5. Try not to confuse forgiveness with continuing on with the same relationship. To give up all hope that the past could be any different than it was might also mean that you have to protect your present life as well. You may have to cut someone out of your life if you do not perceive any change in their behavior, or any possibility for such change. You may have to break off a relationship. To forgive is not to condone, please remember that. If it hurt you in the past, it will still hurt you in the present if it does not stop. And if the other person cannot even admit that you are hurt, then I do not see how forgiveness looks like anything but a clear end to the relationship. There is no shame in this. No shame at all. It will be sad, yes, but not all relationships are redeemable.
6. If you use the word Hitler and forgiveness in the same sentence, you are still not clear on the subject. Your job is not to figure out how to forgive Adolf Hitler. Your job in regards to Mr. Hitler is to make sure that you stand up against anyone who claims to have his kind of power in the present day. You diminish the whole concept and beauty of forgiveness by bringing up great catastrophes of human nature. You cannot bring back the 6 million Jews who died due to his insanity by claiming to be so masterful as to forgive him. You can best relate to him by understanding that he was a human being with serious problems, and that there will be human beings with serious problems again, and your job is to confront them, not to try and redeem the past.

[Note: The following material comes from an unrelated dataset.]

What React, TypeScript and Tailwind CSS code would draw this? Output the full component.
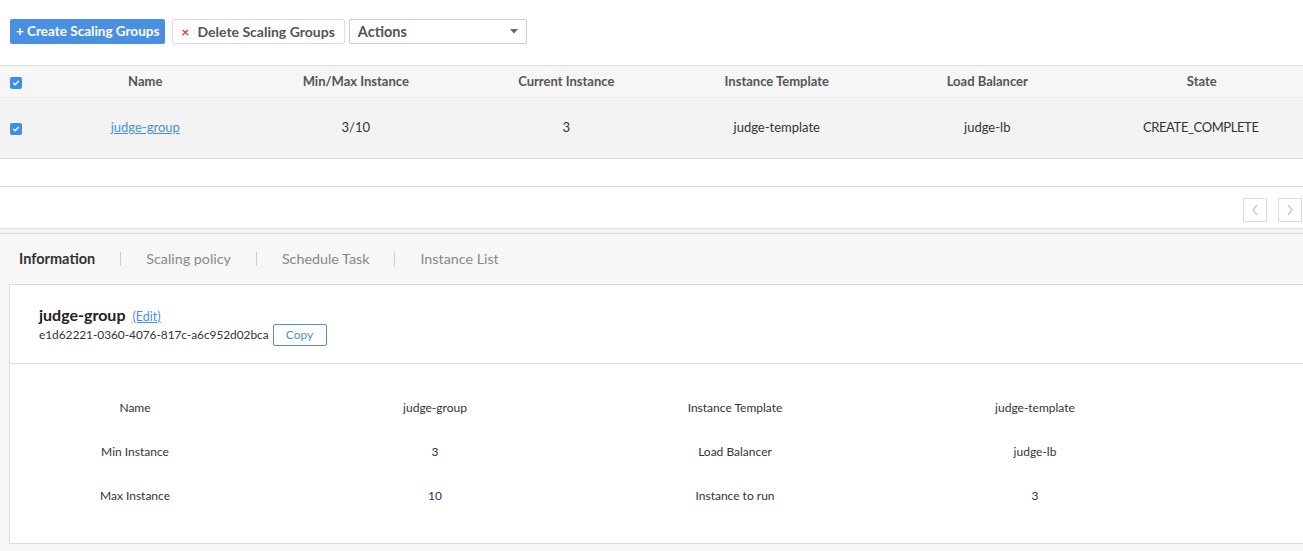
import React from "react";

const font = { fontFamily: "Lato, 'Liberation Sans', sans-serif" };

function Check() {
  return (
    <span className="inline-flex h-[12px] w-[12px] items-center justify-center rounded-[2px] bg-[#3d8ee8]">
      <svg width="8" height="8" viewBox="0 0 8 8">
        <path d="M1.5 4.2 L3.2 5.8 L6.5 2.2" stroke="white" strokeWidth="1.4" fill="none" strokeLinecap="round" strokeLinejoin="round" />
      </svg>
    </span>
  );
}

export default function App() {
  const headers = ["Name", "Min/Max Instance", "Current Instance", "Instance Template", "Load Balancer", "State"];
  return (
    <div className="h-[551px] w-[1303px] overflow-hidden bg-[#f7f7f7] text-[#333]" style={font}>
      {/* toolbar */}
      <div className="flex h-[65px] items-start bg-white px-[10px] pt-[19px]">
        <button className="flex h-[25px] items-center rounded-[2px] bg-[#4a90e2] px-[6px] text-[13.5px] font-bold text-white">
          + Create Scaling Groups
        </button>
        <button className="ml-[7px] flex h-[25px] items-center gap-[8px] rounded-[2px] border border-[#ddd] bg-white pl-[8px] pr-[9px] text-[14px] font-bold text-[#555]">
          <span className="text-[14px] font-bold text-[#e53935]">×</span>
          Delete Scaling Groups
        </button>
        <div className="ml-[4px] flex h-[25px] w-[178px] items-center justify-between rounded-[2px] border border-[#ccc] bg-white pl-[8px] pr-[8px] text-[14.5px] font-bold text-[#555]">
          <span>Actions</span>
          <svg width="8" height="5" viewBox="0 0 8 5"><path d="M0 0 L8 0 L4 4.5 Z" fill="#666" /></svg>
        </div>
      </div>

      {/* table */}
      <div className="border-t border-[#ddd] bg-white">
        <div className="grid h-[32px] grid-cols-[40px_repeat(6,1fr)] items-center border-b border-[#eee] bg-[#f6f6f6] text-[13px] font-bold text-[#555]">
          <div className="pl-[10px] pt-[2px]"><Check /></div>
          {headers.map((h) => (
            <div key={h} className={h === "State" ? "pl-[8px] text-center" : "text-center"}>{h}</div>
          ))}
        </div>
        <div className="grid h-[61px] grid-cols-[40px_repeat(6,1fr)] items-center border-b border-[#ddd] bg-[#f3f3f3] text-[13px] text-[#333]">
          <div className="pl-[10px] pt-[2px]"><Check /></div>
          <div className="text-center"><span className="text-[#4a90e2] underline">judge-group</span></div>
          <div className="text-center">3/10</div>
          <div className="text-center">3</div>
          <div className="text-center">judge-template</div>
          <div className="text-center">judge-lb</div>
          <div className="pl-[6px] text-center tracking-[-0.4px]">CREATE_COMPLETE</div>
        </div>
        <div className="h-[28px] border-b border-[#ddd] bg-white" />
        <div className="flex h-[42px] items-start justify-end gap-[11px] border-b border-[#ddd] bg-white pr-[1px] pt-[11px]">
          <div className="flex h-[24px] w-[24px] items-center justify-center border border-[#ddd]">
            <svg width="8" height="12" viewBox="0 0 8 12"><path d="M6 1 L2 6 L6 11" stroke="#ccc" strokeWidth="1.5" fill="none" /></svg>
          </div>
          <div className="flex h-[24px] w-[24px] items-center justify-center border border-[#ddd]">
            <svg width="8" height="12" viewBox="0 0 8 12"><path d="M2 1 L6 6 L2 11" stroke="#ccc" strokeWidth="1.5" fill="none" /></svg>
          </div>
        </div>
      </div>
      <div className="h-[4px] bg-[#f4f4f4]" />

      {/* lower */}
      <div className="border-t border-[#ddd] bg-[#f7f7f7]">
        <div className="flex h-[50px] items-center pl-[19px] text-[14.3px]">
          <span className="text-[14.5px] font-bold text-[#333]">Information</span>
          <span className="mx-[25px] h-[14px] w-px bg-[#ccc]" />
          <span className="text-[#888]">Scaling policy</span>
          <span className="mx-[25px] h-[14px] w-px bg-[#ccc]" />
          <span className="text-[#888]">Schedule Task</span>
          <span className="mx-[25px] h-[14px] w-px bg-[#ccc]" />
          <span className="text-[#888]">Instance List</span>
        </div>
        <div className="ml-[9px] border-b border-l border-t border-[#ddd] bg-white">
          <div className="border-b border-[#ddd] px-[29px] pb-[17px] pt-[18px]">
            <div className="flex items-baseline gap-[7px]">
              <span className="text-[16px] font-bold text-[#222]">judge-group</span>
              <span className="text-[12.5px] text-[#4a90e2] underline">(Edit)</span>
            </div>
            <div className="-mt-[3px] flex items-center gap-[4px]">
              <span className="text-[11.9px] tracking-[-0.05px] text-[#333]">e1d62221-0360-4076-817c-a6c952d02bca</span>
              <button className="flex h-[22px] w-[54px] items-center justify-center rounded-[2px] border border-[#4a90e2] text-[12px] text-[#4a90e2]">
                Copy
              </button>
            </div>
          </div>
          <div className="grid grid-cols-[250px_350px_250px_350px] pb-[25px] pt-[22px] text-[12px] text-[#333]">
            {[
              ["Name", "judge-group", "Instance Template", "judge-template"],
              ["Min Instance", "3", "Load Balancer", "judge-lb"],
              ["Max Instance", "10", "Instance to run", "3"],
            ].map((row, i) =>
              row.map((c, j) => (
                <div key={`${i}-${j}`} className="flex h-[44px] items-center justify-center">
                  {c}
                </div>
              ))
            )}
          </div>
        </div>
      </div>
    </div>
  );
}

7. Lastly, to forgive is not to imagine that you will succeed in this life-time. Some people have wounded greatly, I know. Your job may simply to begin to walk the road of forgiveness, not to arrive at the pot of gold at the end of the rainbow. By prying past hurts off your heart like so many sticky, clinging vines holding you back, you are doing the work of forgiveness, even if you never ever succeed in making them stop growing. But to live a human life, I think at the very least you have to walk the road of forgiveness.
These are some suggestions. You may think of others.
But there is nothing terribly divine about all this work. Nothing terribly godly about it. It strikes me as very, very human. And in this season when our Jewish sisters and brothers are looking at the concepts of forgiveness and expectations so thoroughly, can we do any less?
I can give you no good reason to tell me you are offended.I can offer you no good reason to tell me "oh, its just human nature." But I can think of a thousand reasons to forgive, all of them gloriously human. Praise be for the opportunity to forgive, today, tomorrow and forever.
Ending Thought: Kol Nidrei [back to top]
And now all vows we have made or shall make in the year to come, vows to conform and say we are all the same; all promises we have made under duress of the modern age which offers us idols of unending achievement and fame if we would but conform and refuse to think or love, are now, by the power of these words and the presence of the spirit of love, nullified, cancelled, undone and made as nothing.
Now the work of forgiveness can begin, for we are once more free to no longer give ourselves away or sell ourselves for the price of approval. For all vows of conformity are nullified, cancelled, undone and made as nothing. Now we are free to be ourselves, for all vows, all promises we have made to not be ourselves are cancelled, nullified, undone and made as nothing. Amein.